In pratica era diventato come Sting. “Ma non è Sting!!!”, lo dicono in coro gli ultimi due comprimari che ancora non l’hanno mollato dal 1987: il batterista Greg Bisonette e il tastiere Brett Tuggle (RIP). Entrambi assistettero allo sfacelo del tour 1994 e poi salutarono pure loro.
Non fraintendete, Your Filthy Little Mouth è un disco robusto, prodotto benissimo e con alcuni momenti creativi eccellenti. Il mio brano preferito è Sunburn, in cui Dave dipinge un visionario abbrustolimento collettivo, un bagno di raggi ultravioletti stando tutti sdraiati sul tetto della metropoli incandescente, senza crema solare. Sembrano i Beach Boys se fossero un racconti di J.R. Ballard.
penso che il tuo naso si stia sbucciando
il sole è caldo e limpido
la città è abbastanza fumante
posso sentire il sapore della tua pelle da qui
Di sicuro era un Roth più al passo con i tempi, centrato, un po’ lunare, sincero. Everybody’s Got The Monkey è ancora oggi trascinante. Sarebbe stato il singolo giusto, per quanto She’s My Machine sia andata molto bene in radio, ma non su MTV dove le cose contavano sul serio. Insomma, non credo che Dave Roth abbia sbagliato album o non avesse le canzoni adatte. Il sospetto che ho è che, così come il Dave del 1986 poteva solo vincere, a quello del 1994 non restava altro che la sconfitta. Il mondo era stanco di lui e di ciò che ancora rappresentava nella fantasia comune, tutto qui. Erano stufi tutti quanti di proiettarsi nella “bella vita” di un figlio di puttana dannatamente fortunato. Preferivano la depressione e i tentativi di suicidi di Cobain. Stava peggio di loro, anche se era ricco e famoso, quindi non lo invidiavano, lo compativano e si sentivano fortunati a non essersi mai incasinati la vita con il rock.
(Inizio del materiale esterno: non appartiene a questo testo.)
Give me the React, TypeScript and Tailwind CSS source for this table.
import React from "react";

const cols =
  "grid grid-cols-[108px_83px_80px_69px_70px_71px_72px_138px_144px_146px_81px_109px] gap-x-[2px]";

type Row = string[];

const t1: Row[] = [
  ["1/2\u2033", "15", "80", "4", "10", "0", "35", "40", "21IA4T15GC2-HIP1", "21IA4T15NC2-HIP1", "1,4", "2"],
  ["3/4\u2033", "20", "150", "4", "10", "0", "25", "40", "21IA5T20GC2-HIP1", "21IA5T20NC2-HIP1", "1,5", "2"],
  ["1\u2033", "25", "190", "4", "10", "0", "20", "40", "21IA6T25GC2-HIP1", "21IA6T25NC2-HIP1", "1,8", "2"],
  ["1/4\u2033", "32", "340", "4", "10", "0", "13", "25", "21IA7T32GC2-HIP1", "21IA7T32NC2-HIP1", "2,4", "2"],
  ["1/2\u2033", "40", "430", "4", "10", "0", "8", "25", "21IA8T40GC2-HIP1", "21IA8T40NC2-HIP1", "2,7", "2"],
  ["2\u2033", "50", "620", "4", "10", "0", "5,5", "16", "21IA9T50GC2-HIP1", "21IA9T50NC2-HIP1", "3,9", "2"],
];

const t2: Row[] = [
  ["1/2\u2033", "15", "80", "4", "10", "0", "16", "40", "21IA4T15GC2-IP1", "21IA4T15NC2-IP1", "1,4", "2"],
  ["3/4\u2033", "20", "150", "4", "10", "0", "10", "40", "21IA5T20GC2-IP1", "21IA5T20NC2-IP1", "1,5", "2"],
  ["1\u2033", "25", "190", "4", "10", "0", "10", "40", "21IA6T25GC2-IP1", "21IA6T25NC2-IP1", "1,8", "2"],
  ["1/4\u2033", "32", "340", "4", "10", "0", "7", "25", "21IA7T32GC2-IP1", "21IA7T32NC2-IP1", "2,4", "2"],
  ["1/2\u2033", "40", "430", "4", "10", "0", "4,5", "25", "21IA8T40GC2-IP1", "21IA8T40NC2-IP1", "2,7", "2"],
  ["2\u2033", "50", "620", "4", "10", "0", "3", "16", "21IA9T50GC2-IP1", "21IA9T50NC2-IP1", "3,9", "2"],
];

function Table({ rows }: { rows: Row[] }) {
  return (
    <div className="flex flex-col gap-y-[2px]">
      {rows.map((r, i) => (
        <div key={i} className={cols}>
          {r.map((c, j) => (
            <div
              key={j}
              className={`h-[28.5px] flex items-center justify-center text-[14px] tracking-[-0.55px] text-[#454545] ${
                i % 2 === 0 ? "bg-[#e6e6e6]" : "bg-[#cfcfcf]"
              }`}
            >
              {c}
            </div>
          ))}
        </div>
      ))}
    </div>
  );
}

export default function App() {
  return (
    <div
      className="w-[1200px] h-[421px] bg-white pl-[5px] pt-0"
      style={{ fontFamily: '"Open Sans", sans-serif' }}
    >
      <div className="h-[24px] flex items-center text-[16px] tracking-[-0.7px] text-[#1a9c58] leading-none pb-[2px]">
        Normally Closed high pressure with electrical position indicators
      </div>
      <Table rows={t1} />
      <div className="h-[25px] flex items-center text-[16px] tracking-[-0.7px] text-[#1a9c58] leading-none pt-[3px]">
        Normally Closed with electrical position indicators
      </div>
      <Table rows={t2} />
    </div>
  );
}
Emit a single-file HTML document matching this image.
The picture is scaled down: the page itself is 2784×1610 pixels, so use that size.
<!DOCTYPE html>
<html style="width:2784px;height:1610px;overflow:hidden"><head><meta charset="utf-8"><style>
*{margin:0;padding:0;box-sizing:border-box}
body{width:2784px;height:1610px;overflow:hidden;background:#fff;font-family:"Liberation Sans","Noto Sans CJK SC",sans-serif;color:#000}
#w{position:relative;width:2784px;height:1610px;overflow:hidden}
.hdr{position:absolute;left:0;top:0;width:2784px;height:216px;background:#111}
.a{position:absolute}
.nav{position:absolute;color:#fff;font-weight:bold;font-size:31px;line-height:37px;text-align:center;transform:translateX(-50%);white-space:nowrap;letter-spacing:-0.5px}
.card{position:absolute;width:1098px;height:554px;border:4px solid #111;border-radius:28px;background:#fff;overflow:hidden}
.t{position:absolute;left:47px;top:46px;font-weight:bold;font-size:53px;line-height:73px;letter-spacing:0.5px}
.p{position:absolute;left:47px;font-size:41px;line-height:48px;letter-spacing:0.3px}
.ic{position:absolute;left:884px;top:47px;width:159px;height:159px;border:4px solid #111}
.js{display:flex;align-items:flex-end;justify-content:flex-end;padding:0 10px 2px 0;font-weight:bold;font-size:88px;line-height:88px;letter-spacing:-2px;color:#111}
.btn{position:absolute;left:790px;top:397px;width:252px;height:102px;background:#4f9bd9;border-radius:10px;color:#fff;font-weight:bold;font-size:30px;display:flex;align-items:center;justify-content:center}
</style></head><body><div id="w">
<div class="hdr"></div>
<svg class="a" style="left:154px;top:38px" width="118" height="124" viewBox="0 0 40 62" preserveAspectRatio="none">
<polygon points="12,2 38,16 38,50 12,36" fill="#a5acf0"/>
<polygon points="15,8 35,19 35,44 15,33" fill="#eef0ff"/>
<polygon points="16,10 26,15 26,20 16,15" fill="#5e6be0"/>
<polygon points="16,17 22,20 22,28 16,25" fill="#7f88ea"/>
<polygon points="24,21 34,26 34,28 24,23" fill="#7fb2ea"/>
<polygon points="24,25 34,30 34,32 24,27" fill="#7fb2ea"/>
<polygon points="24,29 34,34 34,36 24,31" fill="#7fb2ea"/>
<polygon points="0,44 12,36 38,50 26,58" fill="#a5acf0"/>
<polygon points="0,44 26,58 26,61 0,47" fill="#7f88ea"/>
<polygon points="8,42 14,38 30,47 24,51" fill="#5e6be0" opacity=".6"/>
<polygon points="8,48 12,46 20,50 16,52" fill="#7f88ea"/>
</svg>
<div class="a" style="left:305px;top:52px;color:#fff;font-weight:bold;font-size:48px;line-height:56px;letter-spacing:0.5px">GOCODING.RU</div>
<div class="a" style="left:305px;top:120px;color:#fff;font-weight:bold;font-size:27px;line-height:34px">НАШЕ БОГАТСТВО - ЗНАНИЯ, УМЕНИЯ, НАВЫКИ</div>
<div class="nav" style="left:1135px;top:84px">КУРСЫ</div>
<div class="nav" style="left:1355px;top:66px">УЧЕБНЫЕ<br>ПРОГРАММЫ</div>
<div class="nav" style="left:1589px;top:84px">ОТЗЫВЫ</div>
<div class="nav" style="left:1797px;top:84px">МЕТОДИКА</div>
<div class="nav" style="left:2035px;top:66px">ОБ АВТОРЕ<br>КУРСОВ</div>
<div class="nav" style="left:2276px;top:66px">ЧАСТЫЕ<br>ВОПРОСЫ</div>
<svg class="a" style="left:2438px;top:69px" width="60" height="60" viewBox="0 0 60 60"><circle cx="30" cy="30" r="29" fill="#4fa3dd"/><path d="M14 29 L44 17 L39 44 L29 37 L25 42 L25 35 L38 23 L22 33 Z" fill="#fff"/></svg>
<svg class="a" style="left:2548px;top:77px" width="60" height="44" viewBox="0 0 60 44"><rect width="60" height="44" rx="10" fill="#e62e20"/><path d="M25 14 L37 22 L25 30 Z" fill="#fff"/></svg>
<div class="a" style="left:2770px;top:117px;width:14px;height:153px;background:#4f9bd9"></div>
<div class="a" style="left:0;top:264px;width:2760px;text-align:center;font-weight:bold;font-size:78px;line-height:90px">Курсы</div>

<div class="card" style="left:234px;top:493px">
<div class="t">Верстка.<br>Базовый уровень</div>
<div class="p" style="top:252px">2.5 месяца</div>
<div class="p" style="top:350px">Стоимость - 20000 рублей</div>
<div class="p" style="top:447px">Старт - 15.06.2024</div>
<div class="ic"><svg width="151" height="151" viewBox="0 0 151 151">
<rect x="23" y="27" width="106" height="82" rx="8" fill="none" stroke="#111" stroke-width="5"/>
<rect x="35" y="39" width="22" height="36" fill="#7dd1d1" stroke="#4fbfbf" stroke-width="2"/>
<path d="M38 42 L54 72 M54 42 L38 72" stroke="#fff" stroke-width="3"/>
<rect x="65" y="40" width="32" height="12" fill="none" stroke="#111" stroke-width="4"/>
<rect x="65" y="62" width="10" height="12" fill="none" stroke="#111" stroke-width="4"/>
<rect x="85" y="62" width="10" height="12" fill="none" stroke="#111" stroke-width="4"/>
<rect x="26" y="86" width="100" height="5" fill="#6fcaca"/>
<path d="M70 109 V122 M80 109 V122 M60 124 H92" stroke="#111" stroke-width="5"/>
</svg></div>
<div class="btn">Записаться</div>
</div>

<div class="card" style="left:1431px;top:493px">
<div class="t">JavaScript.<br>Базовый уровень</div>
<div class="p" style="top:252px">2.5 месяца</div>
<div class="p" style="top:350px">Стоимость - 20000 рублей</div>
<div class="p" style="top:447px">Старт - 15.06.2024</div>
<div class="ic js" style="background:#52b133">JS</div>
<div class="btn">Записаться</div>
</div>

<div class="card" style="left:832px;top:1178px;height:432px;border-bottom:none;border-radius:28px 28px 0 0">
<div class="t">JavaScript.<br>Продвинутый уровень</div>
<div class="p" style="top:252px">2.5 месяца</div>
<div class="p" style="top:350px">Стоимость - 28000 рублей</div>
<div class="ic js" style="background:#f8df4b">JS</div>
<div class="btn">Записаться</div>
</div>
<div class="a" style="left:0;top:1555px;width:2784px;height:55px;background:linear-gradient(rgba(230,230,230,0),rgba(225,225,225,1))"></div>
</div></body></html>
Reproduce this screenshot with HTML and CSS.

Dopo nemmeno dieci anni, uscita clamorosa dell’EP Crazy From The Heat, era tutto finito. E avrebbe continuato a peggiorare, perché come si dice, se c’è una fine significa che non c’è un peggio, ma se c’è un peggio, allora non c’è una fine. Esatto, non c’è fine al peggio.
E pensare che nel 1996 tra Dave e i Van Halen ci fu una specie reunion. In occasione della raccolta del Best Of Van Halen vol.1, Roth torna al posto di Sammy Hagar con due pezzi inediti tutt’altro che “filleristici”. Purtroppo l’idillio durò il tempo di spargere la voce in giro. A detta di Eddie e Alex, non c’era alcuna intenzione di rimettersi con Roth. Si dovevano fare due canzoni nuove insieme e la cosa finiva lì. Fu lui a fraintendere e comportarsi come se il gruppo stesse per rimettersi in pista. L’equivoco si rivelò agli MTV Music Awards, quando la band si presentò sul palco e poco dopo l’apparizione imbarazzante, si chiarì in malo-modo la differenza di idee tra Dave e gli altri.
DLR Band, del 1998, prodotto indipendentemente dallo stesso Roth per la sua Wawazat! Records, è un lavoro abbastanza “cruento”, soprattutto per la performance canora dello stesso Dave. Sapete come funzionano queste cose, è come per le pizzerie al taglio. Se inizi a perdere clienti, risparmi sulla mozzarella e senza abbastanza mozzarella la tua pizza è meno buona e avrai ancora meno clienti. Roth senza produttore fece cose che un produttore gli avrebbe impedito di fare, cose che probabilmente gente come Bob Rock, Ted Templeman e Steve Vai gli avevano già in passato impedito di tentare.
Forse per rispondere alle provocazioni di Sammy Hagar sulla sua limitata estensione vocale o magari fu solo per scarsa auto-critica, Roth cantò alto, troppo alto per i suoi standard, spingendosi oltre le soglie del dolore (il suo e il nostro). Con Hagar fecero pure un assurdo tour insieme. Ci sono dei video sul tubo che raccontano i livelli surreali raggiunti durante la faida tra i due, in quel pazzesco esperimento promozionale.
Vorrei dirvi che Dave sia poi riuscito a risollevarsi, chiudere in bellezza il suo percorso in solitaria, ma non posso, sarebbe una cazzata. Diamond Dave del 2003 è stato un altro episodio dimenticabile, ma ha di buono che almeno “se ne frega”.
Da Skyscraper in poi è palese il senso di ansia di chi vuole tenere a sé un pubblico che si allontana sempre più, di chi pensa ancora di essere al top, perché nonostante siano calanti, le cifre di vendita sono sempre a sei zeri, almeno fino al 1991, ma nel 2003 Dave se ne è fatto finalmente una ragione e questo album, pieno di cover e con qualche inedito così così, giusto perché gli gira di farlo, sbatte in faccia a tutti il suo anthemico “sticazzi!”.
E anche se non sono sicuro che sia la fine e che lui non ci riprovi nemmeno, adesso che i Van Halen non ci sono davvero più, potrebbe essere il congedo elegante di chi in fondo è abituato a salire e scendere dalle montagne, figurarsi dal mercato discografico.